Jun 24, 2020 - Politics & Policy

Tucson police chief offers to resign after man's death in custody

Richmond, California police chief Chris Magnus speaks to reporters in front of Richmond High School

Chris Magnus, pictured when he was police chief of Richmond, California. Photo: Justin Sullivan/Getty Images

The chief of police in Tucson, Arizona, offered to resign during a news conference on Wednesday in which the department released video of a Carlos Adrian Ingram Lopez, 27, who died in police custody.

What he's saying: "We have determined that three involved officers committed multiple policy violations and failed to handle the incident consistent with their training," Chief Chris Magnus said, stressing the officers did not "deploy strikes, use chokeholds or place a knee" on Ingram-Lopez's neck" during the April incident.

"The officers restrained Mr. Ingram-Lopez in a prone position for about 12 minutes. Mr. Ingram-Lopez went into cardiac arrest and, despite the officers' attempts to revive him, was declared deceased at the scene by Emergency Medical Services personnel."
— remarks by Magnus at the news conference

The big picture: The officers had held Ingram-Lopez face down in the prone position for roughly 12 minutes before he went into cardiac arrest. The video shows him in handcuffs repeatedly calling out in English and Spanish for water and for his grandmother before he died at the scene.
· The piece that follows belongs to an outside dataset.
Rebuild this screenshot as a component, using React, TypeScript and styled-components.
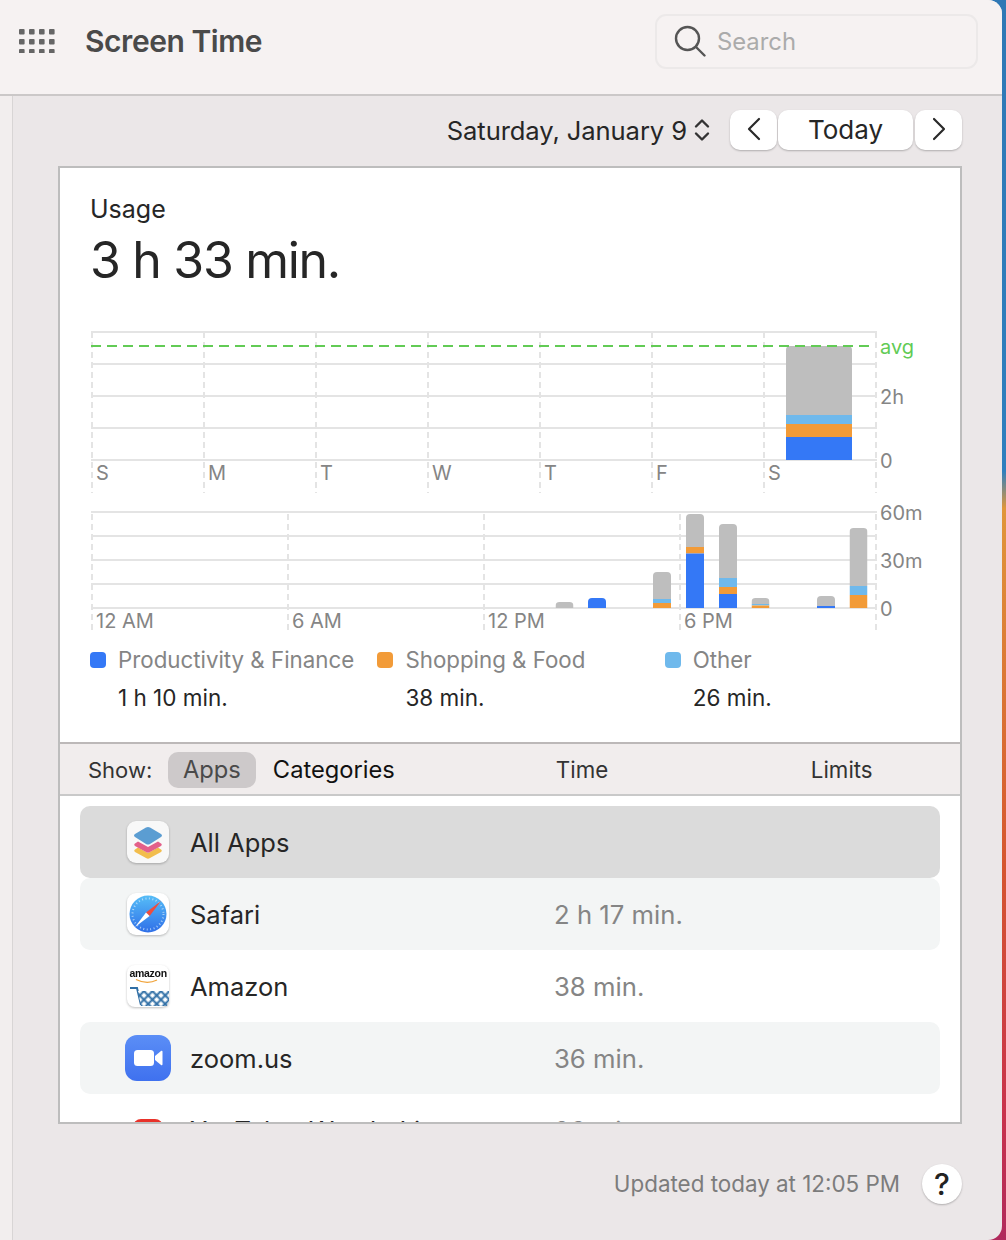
import React from "react";
import styled, { createGlobalStyle } from "styled-components";

const Global = createGlobalStyle`
  html, body { margin: 0; padding: 0; }
  body {
    width: 1006px;
    height: 1240px;
    overflow: hidden;
    background: linear-gradient(180deg, #2f78b5 0%, #2f7fbe 38%, #e0963a 41%, #d5552f 70%, #c8324c 90%, #b02a5c 100%);
    font-family: Inter, "Liberation Sans", sans-serif;
    color: #262626;
  }
`;

const Window = styled.div`
  width: 1002px;
  height: 1240px;
  display: flex;
  flex-direction: column;
  background: #ebe7e8;
  border-radius: 0 14px 14px 0;
  overflow: hidden;
`;

const TopBar = styled.header`
  height: 96px;
  flex: none;
  display: flex;
  align-items: center;
  padding: 0 24px 12px 19px;
  box-sizing: border-box;
  background: #f6f2f2;
  border-bottom: 2px solid #cbc8c8;
`;

const Title = styled.h1`
  margin: 0 0 0 30px;
  font-size: 30px;
  font-weight: 600;
  letter-spacing: -0.45px;
  color: #4a4a4a;
  flex: 1;
`;

const SearchBox = styled.div`
  width: 323px;
  height: 55px;
  box-sizing: border-box;
  display: flex;
  align-items: center;
  gap: 11px;
  padding: 0 17px;
  border: 2px solid #ece9e9;
  border-radius: 11px;
  font-size: 23.8px;
  color: #ababab;
`;

const Body = styled.div`
  flex: 1;
  display: flex;
  min-height: 0;
`;

const Rail = styled.div`
  width: 12px;
  flex: none;
  background: #f2eeee;
  border-right: 1px solid #d8d5d5;
`;

const Main = styled.main`
  flex: 1;
  display: flex;
  flex-direction: column;
  padding: 14px 40px 0 45px;
`;

const DateRow = styled.div`
  height: 40px;
  display: flex;
  justify-content: flex-end;
  align-items: center;
`;

const DateLabel = styled.span`
  font-size: 25.6px;
  letter-spacing: -0.1px;
`;

const Stepper = styled.svg`
  margin: 0 19px 0 7px;
`;

const NavButton = styled.button<{ $wide?: boolean }>`
  width: ${(p) => (p.$wide ? "135px" : "47px")};
  height: 40px;
  margin: 0 ${(p) => (p.$wide ? "1px" : "0")} 0 1px;
  border: 0;
  padding: 0 0 2px;
  display: flex;
  align-items: center;
  justify-content: center;
  background: #fff;
  border-radius: 10px;
  box-shadow: 0 1px 2px rgba(0, 0, 0, 0.25);
  font-family: inherit;
  font-size: 26px;
  color: #262626;
`;

const Card = styled.section`
  height: 958px;
  margin-top: 16px;
  box-sizing: border-box;
  display: flex;
  flex-direction: column;
  background: #fff;
  border: 2px solid #bdbdbd;
  overflow: hidden;
`;

const Summary = styled.div`
  height: 574px;
  flex: none;
  box-sizing: border-box;
  padding: 26px 0 0 30px;
`;

const UsageLabel = styled.div`
  font-size: 25px;
  line-height: 30px;
`;

const UsageValue = styled.div`
  margin-top: 5px;
  font-size: 50px;
  line-height: 62px;
  letter-spacing: -1.3px;
`;

const ChartSvg = styled.svg`
  display: block;
  text {
    font-family: Inter, "Liberation Sans", sans-serif;
    font-size: 20px;
    fill: #858585;
  }
`;

const DayChart = styled(ChartSvg)`
  margin-top: 39px;
`;

const HourChart = styled(ChartSvg)`
  margin-top: 6px;
`;

const Legend = styled.div`
  display: grid;
  grid-template-columns: repeat(3, 287.4px);
  margin-top: 7px;
`;

const LegendItem = styled.div`
  display: grid;
  grid-template-columns: 16px auto;
  column-gap: 12px;
  align-items: center;
`;

const Swatch = styled.span<{ $color: string }>`
  width: 16px;
  height: 16px;
  border-radius: 4px;
  background: ${(p) => p.$color};
`;

const LegendName = styled.span`
  font-size: 22.3px;
  line-height: 38px;
  color: #858585;
  white-space: nowrap;
`;

const LegendValue = styled.span`
  grid-column: 2;
  font-size: 22.5px;
  line-height: 38px;
`;

const Toolbar = styled.div`
  height: 54px;
  flex: none;
  box-sizing: border-box;
  display: flex;
  align-items: center;
  padding: 1px 0 0 28px;
  background: #f1eded;
  border-top: 2px solid #bcb8b8;
  border-bottom: 2px solid #c9c9c9;
  font-size: 22.3px;
`;

const ShowLabel = styled.span`
  width: 80px;
  font-size: 22px;
  color: #333;
`;

const Tab = styled.span<{ $active?: boolean }>`
  height: 36px;
  padding: 0 15px;
  display: flex;
  align-items: center;
  border-radius: 10px;
  font-size: 23.7px;
  background: ${(p) => (p.$active ? "#cdc9ca" : "transparent")};
  color: ${(p) => (p.$active ? "#4a4a4a" : "#111")};
  margin-right: 2px;
`;

const ColumnHead = styled.span<{ $width: number; $offset?: number }>`
  width: ${(p) => p.$width}px;
  margin-left: ${(p) => p.$offset ?? 0}px;
  color: #333;
`;

const List = styled.div`
  flex: 1;
  min-height: 0;
  overflow: hidden;
  padding: 10px 20px 0;
`;

const Row = styled.div<{ $tone: "selected" | "stripe" | "plain" }>`
  height: 72px;
  display: flex;
  align-items: center;
  border-radius: 10px;
  background: ${(p) =>
    p.$tone === "selected" ? "#dbdbdb" : p.$tone === "stripe" ? "#f3f5f5" : "transparent"};
`;

const IconSlot = styled.div`
  width: 110px;
  flex: none;
  display: flex;
  justify-content: center;
  padding-left: 25px;
  box-sizing: border-box;
  svg {
    display: block;
  }
`;

const AppName = styled.span`
  width: 364px;
  flex: none;
  font-size: 25.5px;
  white-space: nowrap;
`;

const AppTime = styled.span`
  font-size: 25.7px;
  color: #858585;
`;

const Footer = styled.footer`
  flex: 1;
  display: flex;
  justify-content: flex-end;
  align-items: flex-start;
  padding-top: 40px;
`;

const Updated = styled.span`
  font-size: 22.4px;
  line-height: 40px;
  color: #7c7c7c;
`;

const HelpButton = styled.button`
  width: 40px;
  height: 40px;
  margin-left: 22px;
  border: 0;
  padding: 0;
  border-radius: 50%;
  background: #fff;
  box-shadow: 0 1px 2px rgba(0, 0, 0, 0.25);
  font-family: inherit;
  font-size: 30px;
  font-weight: 500;
  color: #222;
`;

const GRID = "#e4e4e4";
const BLUE = "#3478f6";
const ORANGE = "#f29b38";
const SKY = "#6fb9ec";
const GRAY = "#bebebe";

type Segment = [string, number, number];

// top of stack is rounded, the rest are plain rects
const Bar = ({ x, w, top, segs }: { x: number; w: number; top: number; segs: Segment[] }) => {
  const bottom = segs.length ? segs[segs.length - 1][2] : top;
  return (
    <g>
      <clipPath id={`bar-${x}-${top}`}>
        <path d={`M${x} ${bottom}V${top + 4}q0-4 4-4H${x + w - 4}q4 0 4 4V${bottom}Z`} />
      </clipPath>
      <g clipPath={`url(#bar-${x}-${top})`}>
        {segs.map(([color, y1, y2]) => (
          <rect key={color} x={x} y={y1} width={w} height={y2 - y1} fill={color} />
        ))}
      </g>
    </g>
  );
};

const dayBars = (
  <Bar
    x={786}
    w={66}
    top={346}
    segs={[
      [GRAY, 346, 415],
      [SKY, 415, 424],
      [ORANGE, 424, 437],
      [BLUE, 437, 460],
    ]}
  />
);

const hourBars: { x: number; top: number; segs: Segment[] }[] = [
  { x: 555.5, top: 602, segs: [[GRAY, 602, 608]] },
  { x: 588, top: 598, segs: [[BLUE, 598, 608]] },
  { x: 653, top: 572, segs: [[GRAY, 572, 599], [SKY, 599, 603], [ORANGE, 603, 608]] },
  { x: 686, top: 514, segs: [[GRAY, 514, 547], [ORANGE, 547, 553.5], [BLUE, 553.5, 608]] },
  { x: 719, top: 524, segs: [[GRAY, 524, 578], [SKY, 578, 587], [ORANGE, 587, 594], [BLUE, 594, 608]] },
  { x: 751.5, top: 598, segs: [[GRAY, 598, 604], [SKY, 604, 605.5], [ORANGE, 605.5, 608]] },
  { x: 817, top: 596, segs: [[GRAY, 596, 606], [BLUE, 606, 608]] },
  { x: 849.5, top: 528, segs: [[GRAY, 528, 586], [SKY, 586, 595], [ORANGE, 595, 608]] },
];

const DayUsage = () => (
  <DayChart width={842} height={164} viewBox="90 330 842 164">
    {[332, 364, 396, 428, 460].map((y) => (
      <line key={y} x1={91} x2={877} y1={y} y2={y} stroke={GRID} strokeWidth={2} />
    ))}
    {[92, 204, 316, 428, 540, 652, 764, 876].map((x) => (
      <line key={x} x1={x} x2={x} y1={332} y2={493} stroke={GRID} strokeWidth={2} strokeDasharray="6 4" />
    ))}
    {dayBars}
    <line x1={91} x2={870} y1={346} y2={346} stroke="#62cb55" strokeWidth={2} strokeDasharray="10 6" />
    {[["S", 96], ["M", 208], ["T", 320], ["W", 432], ["T", 544], ["F", 656], ["S", 768]].map(([label, x]) => (
      <text key={x} x={x} y={480}>{label}</text>
    ))}
    <text x={880} y={354} style={{ fill: "#62cb55" }}>avg</text>
    <text x={880} y={404}>2h</text>
    <text x={880} y={468}>0</text>
  </DayChart>
);

const HourUsage = () => (
  <HourChart width={842} height={134} viewBox="90 500 842 134">
    {[512, 536, 560, 584, 608].map((y) => (
      <line key={y} x1={91} x2={877} y1={y} y2={y} stroke={GRID} strokeWidth={2} />
    ))}
    {[92, 288, 484, 680, 876].map((x) => (
      <line key={x} x1={x} x2={x} y1={514} y2={632} stroke={GRID} strokeWidth={2} strokeDasharray="6 4" />
    ))}
    {hourBars.map((b) => (
      <Bar key={b.x} x={b.x} w={18} top={b.top} segs={b.segs} />
    ))}
    {[["12 AM", 96], ["6 AM", 292], ["12 PM", 488], ["6 PM", 684]].map(([label, x]) => (
      <text key={x} x={x} y={628}>{label}</text>
    ))}
    <text x={880} y={520}>60m</text>
    <text x={880} y={568}>30m</text>
    <text x={880} y={616}>0</text>
  </HourChart>
);

const AppsGrid = () => (
  <svg width="36" height="24" viewBox="0 0 36 24" fill="#666">
    {[0, 10, 20].map((y) =>
      [0, 10, 20, 30].map((x) => <rect key={`${x}-${y}`} x={x} y={y} width="5.6" height="5.6" rx="1" />)
    )}
  </svg>
);

const Magnifier = () => (
  <svg width="32" height="32" viewBox="0 0 32 32" fill="none" stroke="#555" strokeWidth="2.4" strokeLinecap="round">
    <circle cx="13.5" cy="13.5" r="11.5" />
    <path d="M22 22l8.5 8.5" />
  </svg>
);

const Chevron = ({ dir }: { dir: "left" | "right" }) => (
  <svg width="14" height="24" viewBox="0 0 14 24" fill="none" stroke="#2a2a2a" strokeWidth="2.2" strokeLinecap="round" strokeLinejoin="round">
    <path d={dir === "left" ? "M12 2L2 12l10 10" : "M2 2l10 10L2 22"} />
  </svg>
);

const iconShadow = { filter: "drop-shadow(0 1px 1px rgba(0,0,0,0.25))" };

const AllAppsIcon = () => (
  <svg width="42" height="42" viewBox="0 0 42 42" style={iconShadow}>
    <rect width="42" height="42" rx="9" fill="#f8f8f8" />
    <path d="M8 28.5l3-2 10 5.5 10-5.5 3 2c1 .8 1 1.7 0 2.4l-11 6.2c-1.4.7-2.6.7-4 0L8 30.9c-1-.7-1-1.6 0-2.4z" fill="#f2bd4d" />
    <path d="M8 22.5l3-2 10 5.5 10-5.5 3 2c1 .8 1 1.7 0 2.4l-11 6.2c-1.4.7-2.6.7-4 0L8 24.9c-1-.7-1-1.6 0-2.4z" fill="#e3608a" />
    <path d="M8 13l11-6.4c1.4-.8 2.6-.8 4 0L34 13c1.3.9 1.3 2.1 0 3L23 22.9c-1.4.8-2.6.8-4 0L8 16c-1.3-.9-1.3-2.1 0-3z" fill="#5b9dd2" />
  </svg>
);

const SafariIcon = () => (
  <svg width="42" height="42" viewBox="0 0 42 42" style={iconShadow}>
    <defs>
      <linearGradient id="safari-face" x1="0" y1="0" x2="0" y2="1">
        <stop offset="0" stopColor="#56bdf7" />
        <stop offset="1" stopColor="#2f6fe8" />
      </linearGradient>
    </defs>
    <rect width="42" height="42" rx="9" fill="#fff" />
    <circle cx="21" cy="21" r="18.5" fill="url(#safari-face)" />
    <circle cx="21" cy="21" r="15.5" fill="none" stroke="#d7ecfb" strokeWidth="2" strokeDasharray="1 2.5" opacity="0.7" />
    <path d="M34 8L22.6 23 19 19.4z" fill="#ee4c3e" />
    <path d="M8 34L19 19.4 22.6 23z" fill="#fff" />
  </svg>
);

const AmazonWord = styled.text`
  font-family: "Liberation Sans", sans-serif;
  font-size: 10.5px;
  font-weight: 700;
  letter-spacing: -0.3px;
  fill: #111;
`;

const AmazonIcon = () => (
  <svg width="42" height="42" viewBox="0 0 42 42" style={iconShadow}>
    <defs>
      <pattern id="basket" width="6" height="6" patternUnits="userSpaceOnUse" patternTransform="rotate(45)">
        <rect width="6" height="6" fill="#2f6ea5" />
        <rect x="1.5" y="1.5" width="4" height="4" fill="#fff" />
      </pattern>
    </defs>
    <rect width="42" height="42" rx="8" fill="#fff" />
    <AmazonWord x="2.5" y="12">amazon</AmazonWord>
    <path d="M9 14.5c7 3.5 15 3.5 21 .5" fill="none" stroke="#f0a33a" strokeWidth="1.3" />
    <path d="M3 23h7l4 17" fill="none" stroke="#2f6ea5" strokeWidth="2" />
    <path d="M11 26h31v10l-2 5H14z" fill="url(#basket)" />
  </svg>
);

const ZoomIcon = () => (
  <svg width="46" height="46" viewBox="0 0 46 46">
    <defs>
      <linearGradient id="zoom-face" x1="0" y1="0" x2="0" y2="1">
        <stop offset="0" stopColor="#5b8ef6" />
        <stop offset="1" stopColor="#3f71ef" />
      </linearGradient>
    </defs>
    <rect width="46" height="46" rx="12" fill="url(#zoom-face)" />
    <rect x="9" y="15" width="20" height="16" rx="3.5" fill="#fff" />
    <path d="M30 21l6-5c.8-.6 1.5-.3 1.5.7v12.6c0 1-.7 1.3-1.5.7l-6-5z" fill="#fff" />
  </svg>
);

const YouTubeIcon = () => (
  <svg width="42" height="42" viewBox="0 0 42 42">
    <rect width="42" height="42" rx="9" fill="#fff" />
    <rect x="6" y="10" width="30" height="30" rx="8" fill="#e8322a" />
  </svg>
);

const apps = [
  { name: "All Apps", time: "", tone: "selected", icon: <AllAppsIcon /> },
  { name: "Safari", time: "2 h 17 min.", tone: "stripe", icon: <SafariIcon /> },
  { name: "Amazon", time: "38 min.", tone: "plain", icon: <AmazonIcon /> },
  { name: "zoom.us", time: "36 min.", tone: "stripe", icon: <ZoomIcon /> },
  { name: "YouTube: Watch, Listen", time: "26 min.", tone: "plain", icon: <YouTubeIcon /> },
] as const;

const legend = [
  { name: "Productivity & Finance", value: "1 h 10 min.", color: BLUE },
  { name: "Shopping & Food", value: "38 min.", color: ORANGE },
  { name: "Other", value: "26 min.", color: SKY },
];

const App = () => {
  return (
    <Window>
      <Global />
      <TopBar>
        <AppsGrid />
        <Title>Screen Time</Title>
        <SearchBox>
          <Magnifier />
          Search
        </SearchBox>
      </TopBar>
      <Body>
        <Rail />
        <Main>
          <DateRow>
            <DateLabel>Saturday, January 9</DateLabel>
            <Stepper width="16" height="24" viewBox="0 0 16 24" fill="none" stroke="#333" strokeWidth="2.4" strokeLinecap="round" strokeLinejoin="round">
              <path d="M2 8.5L8 2.5l6 6M2 15.5l6 6 6-6" />
            </Stepper>
            <NavButton aria-label="Previous"><Chevron dir="left" /></NavButton>
            <NavButton $wide>Today</NavButton>
            <NavButton aria-label="Next"><Chevron dir="right" /></NavButton>
          </DateRow>
          <Card>
            <Summary>
              <UsageLabel>Usage</UsageLabel>
              <UsageValue>3 h 33 min.</UsageValue>
              <DayUsage />
              <HourUsage />
              <Legend>
                {legend.map((l) => (
                  <LegendItem key={l.name}>
                    <Swatch $color={l.color} />
                    <LegendName>{l.name}</LegendName>
                    <LegendValue>{l.value}</LegendValue>
                  </LegendItem>
                ))}
              </Legend>
            </Summary>
            <Toolbar>
              <ShowLabel>Show:</ShowLabel>
              <Tab $active>Apps</Tab>
              <Tab>Categories</Tab>
              <ColumnHead $width={255} $offset={144}>Time</ColumnHead>
              <ColumnHead $width={80}>Limits</ColumnHead>
            </Toolbar>
            <List>
              {apps.map((a) => (
                <Row key={a.name} $tone={a.tone}>
                  <IconSlot>{a.icon}</IconSlot>
                  <AppName>{a.name}</AppName>
                  <AppTime>{a.time}</AppTime>
                </Row>
              ))}
            </List>
          </Card>
          <Footer>
            <Updated>Updated today at 12:05 PM</Updated>
            <HelpButton>?</HelpButton>
          </Footer>
        </Main>
      </Body>
    </Window>
  );
};

export default App;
  • County medical examiner said Ingram-Lopez "died of sudden cardiac arrest ... with acute cocaine intoxication and an enlarged heart," per KOLD-TV.
  • Three Tuscon offers have resigned over the death of Ingram-Lopez resigned on June 18, Arizona Central notes. Two of the officers who resigned are white and one is Black.

What she's saying: Tuscon Mayor Regina Romero, the first Latina to serve as mayor of the city, said in Spanish at the news conference: "These officers would have been terminated had they not resigned," according to the New York Times.

  • Romero said she hadn't heard about Magnus' resignation until the news conference and would discuss this further with other city leaders, KOLD-TV notes.

Of note: The developments come as Latinos across the U.S. are rallying for changes to the ways police treat their communities following the Black Lives Matter protests triggered by the May death in police custody of George Floyd.

  • Californian protesters have been calling in recent days for an investigation into the fatal shooting by a Los Angeles County sheriff's deputy of Andres Guardado, an 18-year-old Latino.